Then all of a sudden lorlipone got a grabbler flair....
;)
Shit. You scared me for a second. I had to check.
lol
Then all of a sudden lorlipone got a grabbler flair....
;)
Shit. You scared me for a second. I had to check.
lol
I saw that too and did a quick search. I came across about it. Two items stood out.
First, the opening:
What to Know The noun usage of sudden has all but been abandoned by history and the word has become bound to "all" in the idiom "all of a sudden," meaning "suddenly, or sooner than expected." There's no grammatical reason why the correct phrase is "all of a sudden" vs "all of the sudden," it's just the recognized form of the idiom English speakers have accepted.
Then this:
Here's where it gets weird: there's no clear-cut grammatical explanation as to why we use the article a in the expression instead of the. In the past, both articles commonly preceded the noun sudden (meaning "an unexpected occurrence, need, or danger") in phrases formed with of having the adverbial meaning "suddenly."
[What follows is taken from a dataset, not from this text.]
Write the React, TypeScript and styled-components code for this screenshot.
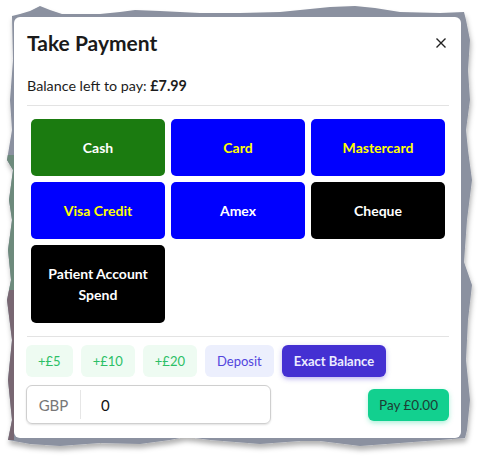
import styled, { createGlobalStyle } from "styled-components";

const GlobalStyle = createGlobalStyle`
  html, body {
    margin: 0;
    padding: 0;
    background: #ffffff;
  }
  body {
    font-family: "Lato", "Noto Sans", sans-serif;
    color: #1c1c1c;
  }
`;

const Page = styled.div`
  position: relative;
  width: 480px;
  height: 456px;
  overflow: hidden;
  padding: 17px 0 0 14px;
  box-sizing: border-box;
`;

const Backdrop = styled.svg`
  position: absolute;
  top: 0;
  left: 0;
`;

const Modal = styled.section`
  position: relative;
  width: 447px;
  height: 421px;
  background: #ffffff;
  border-radius: 6px;
  display: flex;
  flex-direction: column;
`;

const Header = styled.header`
  height: 52px;
  padding: 0 15px 0 13px;
  display: flex;
  align-items: center;
  justify-content: space-between;
`;

const Title = styled.h2`
  margin: 0;
  font-size: 21px;
  font-weight: 700;
  line-height: 24px;
  color: #1a1a1a;
`;

const CloseButton = styled.button`
  border: none;
  background: none;
  padding: 0;
  width: 10px;
  height: 10px;
  display: flex;
  cursor: pointer;
`;

const Body = styled.div`
  padding: 0 12px 0 13px;
`;

const Balance = styled.p`
  margin: 7px 0 0;
  font-size: 14.3px;
  line-height: 20px;

  strong {
    font-weight: 700;
  }
`;

const Divider = styled.hr<{ $gap: number }>`
  margin: ${(p) => p.$gap}px 0 0;
  border: none;
  border-top: 1px solid #e3e3e3;
`;

const MethodGrid = styled.div`
  margin: 13px 4px 0;
  display: grid;
  grid-template-columns: repeat(3, 1fr);
  gap: 6px;
`;

const MethodButton = styled.button<{ $bg: string; $fg: string }>`
  border: none;
  border-radius: 5px;
  padding: 18px 8px;
  line-height: 21px;
  font-family: inherit;
  font-size: 14px;
  font-weight: 700;
  background: ${(p) => p.$bg};
  color: ${(p) => p.$fg};
  cursor: pointer;
`;

const QuickRow = styled.div`
  margin: 8px 0 0 -1px;
  display: flex;
  gap: 8px;
`;

const quickTones = {
  green: { bg: "#eefbf2", fg: "#2cbf66", weight: 400, shadow: "none" },
  soft: { bg: "#eceffd", fg: "#5245dd", weight: 400, shadow: "none" },
  solid: {
    bg: "#4430d2",
    fg: "#ececff",
    weight: 700,
    shadow: "0 2px 5px rgba(68, 48, 210, 0.35)",
  },
};

const QuickButton = styled.button<{ $tone: keyof typeof quickTones }>`
  height: 32px;
  padding: 0 12px;
  border: none;
  border-radius: 6px;
  font-family: inherit;
  font-size: 13px;
  font-weight: ${(p) => quickTones[p.$tone].weight};
  background: ${(p) => quickTones[p.$tone].bg};
  color: ${(p) => quickTones[p.$tone].fg};
  box-shadow: ${(p) => quickTones[p.$tone].shadow};
  cursor: pointer;
`;

const Footer = styled.div`
  margin: 8px 0 0 -1px;
  display: flex;
  align-items: center;
  justify-content: space-between;
`;

const InputGroup = styled.label`
  width: 245px;
  height: 39px;
  box-sizing: border-box;
  border: 1px solid #cfcfcf;
  border-radius: 6px;
  box-shadow: 0 1px 2px rgba(0, 0, 0, 0.12);
  display: flex;
  align-items: stretch;
`;

const Addon = styled.span`
  width: 53px;
  margin: 4px 0;
  border-right: 1px solid #e6e6e6;
  display: flex;
  align-items: center;
  justify-content: center;
  font-size: 15px;
  color: #777777;
`;

const AmountInput = styled.input`
  flex: 1;
  min-width: 0;
  border: none;
  outline: none;
  background: transparent;
  padding: 0 0 0 20px;
  font-family: inherit;
  font-size: 15px;
  color: #111111;
`;

const PayButton = styled.button`
  height: 32px;
  width: 81px;
  padding: 0;
  border: none;
  border-radius: 6px;
  background: #12d08f;
  color: #1d3d34;
  font-family: inherit;
  font-size: 13.5px;
  box-shadow: 0 2px 5px rgba(18, 208, 143, 0.35);
  cursor: pointer;
`;

const methods = [
  { label: "Cash", bg: "#1b7b10", fg: "#ffffff" },
  { label: "Card", bg: "#0000ff", fg: "#ffff00" },
  { label: "Mastercard", bg: "#0000ff", fg: "#ffff00" },
  { label: "Visa Credit", bg: "#0000ff", fg: "#ffff00" },
  { label: "Amex", bg: "#0000ff", fg: "#ffffff" },
  { label: "Cheque", bg: "#000000", fg: "#ffffff" },
  { label: "Patient Account Spend", bg: "#000000", fg: "#ffffff" },
];

const quickAmounts: { label: string; tone: keyof typeof quickTones }[] = [
  { label: "+£5", tone: "green" },
  { label: "+£10", tone: "green" },
  { label: "+£20", tone: "green" },
  { label: "Deposit", tone: "soft" },
  { label: "Exact Balance", tone: "solid" },
];

const tornEdge =
  "M12 16 L20 14 L30 11 L40 6 L50 10 L62 14 L100 14 L120 12 L135 10 L160 11 L200 13 L240 13 L280 12 L310 9 L330 7 L355 6 L375 8 L400 12 L440 13 L464 12 " +
  "L466 20 L470 40 L468 70 L470 100 L466 130 L468 150 L472 180 L467 220 L464 262 L472 285 L468 320 L466 360 L470 400 L467 430 L465 438 " +
  "L440 440 L400 443 L360 446 L320 441 L300 441 L260 444 L210 440 L195 438 L185 437 L170 440 L140 444 L100 443 L60 446 L30 444 L8 440 " +
  "L12 420 L8 380 L12 340 L7 300 L11 280 L8 250 L12 220 L9 200 L13 170 L7 160 L12 130 L10 100 L13 60 Z";

const TornBackdrop = () => (
  <Backdrop width="480" height="456" viewBox="0 0 480 456">
    <defs>
      <filter id="torn-shadow" x="-5%" y="-5%" width="110%" height="115%">
        <feDropShadow dx="1" dy="4" stdDeviation="2.5" floodColor="#000" floodOpacity="0.3" />
      </filter>
      <clipPath id="torn-clip">
        <path d={tornEdge} />
      </clipPath>
    </defs>
    <path d={tornEdge} fill="#8b91a0" filter="url(#torn-shadow)" />
    <g clipPath="url(#torn-clip)">
      <rect x="0" y="155" width="14" height="135" fill="#6d8a7c" />
      <rect x="0" y="290" width="14" height="150" fill="#786772" />
    </g>
  </Backdrop>
);

export default function App() {
  return (
    <Page>
      <GlobalStyle />
      <TornBackdrop />
      <Modal>
        <Header>
          <Title>Take Payment</Title>
          <CloseButton aria-label="Close">
            <svg width="10" height="10" viewBox="0 0 10 10">
              <path d="M0.5 0.5 L9.5 9.5 M9.5 0.5 L0.5 9.5" stroke="#222" strokeWidth="1.4" />
            </svg>
          </CloseButton>
        </Header>
        <Body>
          <Balance>
            Balance left to pay: <strong>£7.99</strong>
          </Balance>
          <Divider $gap={9} />
          <MethodGrid>
            {methods.map((m) => (
              <MethodButton key={m.label} $bg={m.bg} $fg={m.fg}>
                {m.label}
              </MethodButton>
            ))}
          </MethodGrid>
          <Divider $gap={13} />
          <QuickRow>
            {quickAmounts.map((q) => (
              <QuickButton key={q.label} $tone={q.tone}>
                {q.label}
              </QuickButton>
            ))}
          </QuickRow>
          <Footer>
            <InputGroup>
              <Addon>GBP</Addon>
              <AmountInput defaultValue="0" />
            </InputGroup>
            <PayButton>Pay £0.00</PayButton>
          </Footer>
        </Body>
      </Modal>
    </Page>
  );
}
Then I got busy and sidetracked and forgot about it until i saw your post.
suddenly,
all of a sudden,
or
on a sudden
There's nothing wrong with "all of a sudden." It's just obsolete usage that you are unaccustomed to seeing. "All of the sudden" is incorrect, and arises from people not having heard the expression "all of a sudden" clearly.
Both are wrong. It's 'suddenly'.
Welcome to The Mandela Effect.
"all of a sudden" is an idiom so is still correct while "all of the sudden" is a bastardization of that idiom that only a retard would use.
idioms are exempt
With "Sudden," you have a very precise moment in time. With this idiom, you have all of that moment, or All of a sudden.
In an instant, he was gone. In all of an instant, he was gone. All of an instant, he was gone.
All of a sudden, he was gone.
Just my take on it.
Wrong. Don't you know what these words mean individually?